External IO and Blackbox Interfaces🔗

     External IOs that are exposed to the top design hierarchy or blackboxes that are exposed to the internal design core may impose synchronous protocols (e.g., data is valid one clock cycle after address is set). A dataflow HDL supports legacy RTL constructs to synchronously interface external IOs and instantiate blackboxes.

Timers🔗

     Timers are design constructs for generating real-time signals or creating derivations of timed signal inputs. For example, a design using a 100MHz clock may drive a UART stream at 10Mbps or toggle a led at 1Hz. Rather than directly using registers as clock dividers or employing clock generation components (e.g., PLLs), one can create functional representation of their timed use-cases. A dataflow HDL has timer constructs that generate tokens at a given or derived rate. The compiler can take all clocks into consideration and generate the proper clock tree based on the available device resources and other design constraints.

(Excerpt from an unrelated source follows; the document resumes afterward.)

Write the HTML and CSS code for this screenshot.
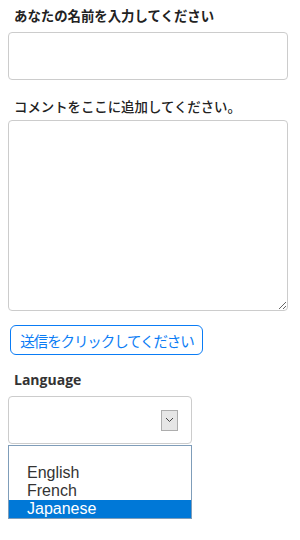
FILE: index.html
```html
<!DOCTYPE html>
<html lang="ja">
<head>
  <meta charset="UTF-8">
  <meta name="viewport" content="width=device-width, initial-scale=1.0">
  <title>コメントフォーム</title>
  <link rel="stylesheet" href="styles.css">
</head>
<body>
  <form class="comment-form">
    <label class="field-label name-label" for="name">あなたの名前を入力してください</label>
    <input class="text-input" type="text" id="name">

    <label class="field-label comment-label" for="comment">コメントをここに追加してください。</label>
    <textarea class="comment-box" id="comment"></textarea>

    <button class="submit-button" type="button">送信をクリックしてください</button>

    <div class="field-label lang-label">Language</div>
    <div class="lang-select">
      <span class="arrow-box">
        <svg width="9" height="6" viewBox="0 0 9 6"><path d="M1 1l3.5 3.5L8 1" fill="none" stroke="#444" stroke-width="1"/></svg>
      </span>
    </div>
    <ul class="lang-list">
      <li class="lang-option">&nbsp;</li>
      <li class="lang-option">English</li>
      <li class="lang-option">French</li>
      <li class="lang-option selected">Japanese</li>
    </ul>
  </form>
</body>
</html>
```

FILE: styles.css
```css
body {
  margin: 0;
  background-color: #fff;
  font-family: "Noto Sans CJK JP", "Liberation Sans", sans-serif;
  color: #222;
}

.comment-form {
  display: flex;
  flex-direction: column;
  align-items: flex-start;
  padding: 0 12px 0 8px;
}

.field-label {
  display: block;
  padding-left: 6px;
  font-size: 13.4px;
  line-height: 20px;
  height: 20px;
}

.name-label {
  font-weight: bold;
  margin-top: 5px;
  margin-bottom: 7px;
}

.comment-label {
  font-weight: 500;
  margin-top: 16px;
  margin-bottom: 4px;
}

.text-input, .comment-box {
  box-sizing: border-box;
  width: 280px;
  border: 1px solid #ccc;
  border-radius: 4px;
  margin: 0;
  font-family: inherit;
}

.text-input {
  height: 48px;
}

.comment-box {
  height: 191px;
  resize: vertical;
}

.submit-button {
  box-sizing: border-box;
  margin: 14px 0 0 2px;
  height: 30px;
  width: 193px;
  padding: 0 0 0 1px;
  background-color: #fff;
  border: 1px solid #0a7cf5;
  border-radius: 6px;
  color: #0a7cf5;
  font-family: "Noto Sans CJK JP", sans-serif;
  font-size: 14.5px;
  font-weight: 400;
  letter-spacing: -1.1px;
  cursor: pointer;
}

.lang-label {
  font-family: "Open Sans", "Liberation Sans", sans-serif;
  font-size: 14px;
  font-weight: bold;
  color: #333;
  margin-top: 15px;
  margin-bottom: 6px;
}

.lang-select {
  box-sizing: border-box;
  width: 184px;
  height: 48px;
  border: 1px solid #ccc;
  border-radius: 4px;
  display: flex;
  align-items: center;
  justify-content: flex-end;
  padding-right: 13px;
}

.arrow-box {
  box-sizing: border-box;
  width: 17px;
  height: 21px;
  background-color: #e6e6e6;
  border: 1px solid #adadad;
  display: flex;
  align-items: center;
  justify-content: center;
}

.lang-list {
  box-sizing: border-box;
  width: 184px;
  margin: 1px 0 0;
  padding: 0;
  list-style: none;
  border: 1px solid #7f9db9;
  font-family: "Liberation Sans", Arial, sans-serif;
  font-size: 16px;
}

.lang-option {
  height: 18px;
  line-height: 18px;
  padding-left: 18px;
  color: #333;
}

.lang-option.selected {
  background-color: #0078d7;
  color: #fff;
}
```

Design Functionality (State) Registers🔗

     Functional registers, or state, are needed when a design must access (previous) values that are no longer available on an input signal (e.g., cumulative sum or a state-machine's state). RTL designs invoke registers (behaviorally) to store the state. But, registers not only store the state, but also enforce specific cycle latencies. Furthermore, typical RTL languages declare additional variables and place extra assignments just to save the state. A dataflow HDL overcomes all these issues by including a construct to reuse a token from the stream history. Additionally, a related construct should set a token history to be used at initialization time. We differentiate between two kinds of state: derived state, and feedback state.

Derived State🔗

     A derived state is a state whose current output value is independent of its previous and can thereby be deduced by the compiler. For example, checking if a dataflow stream value has changed requires reusing the previous token and comparing to the current token.

Feedback State🔗

     A feedback state is a state whose current output value is dependent on its previous state value. For example, the current cumulative sum value is dependent on the previous sum value. Therefore, a dataflow HDL requires not only to fetch previous token values, but also set the future state value. Addressable memory pools also hold feedback state (e.g., a processor register-file, memory blocks) and can be expressed as a large selectable state array or available dedicated memory components.

     The two kinds of state differ heavily in performance improvement when the design is pipelined. A derived state path can produce a token for every clock tick, and pipelining a combination operation to reduce its cycle time will also increase its throughput. In contrast, a feedback state path is circular and cannot be pipelined as-is.

     Feedback state causes bottlenecks in many systems. For instance, a RISC-V processor program counter (PC) register manifests as a feedback state. The processor pipeline can only be improved thanks to a speculative mechanism that predicts the next PC value to prefetch instructions (e.g., PC+4 for a branch-not-taken prediction). In case of a miss-prediction other mechanisms take place. Further work may expand on dataflow abstractions that solve such problems functionally.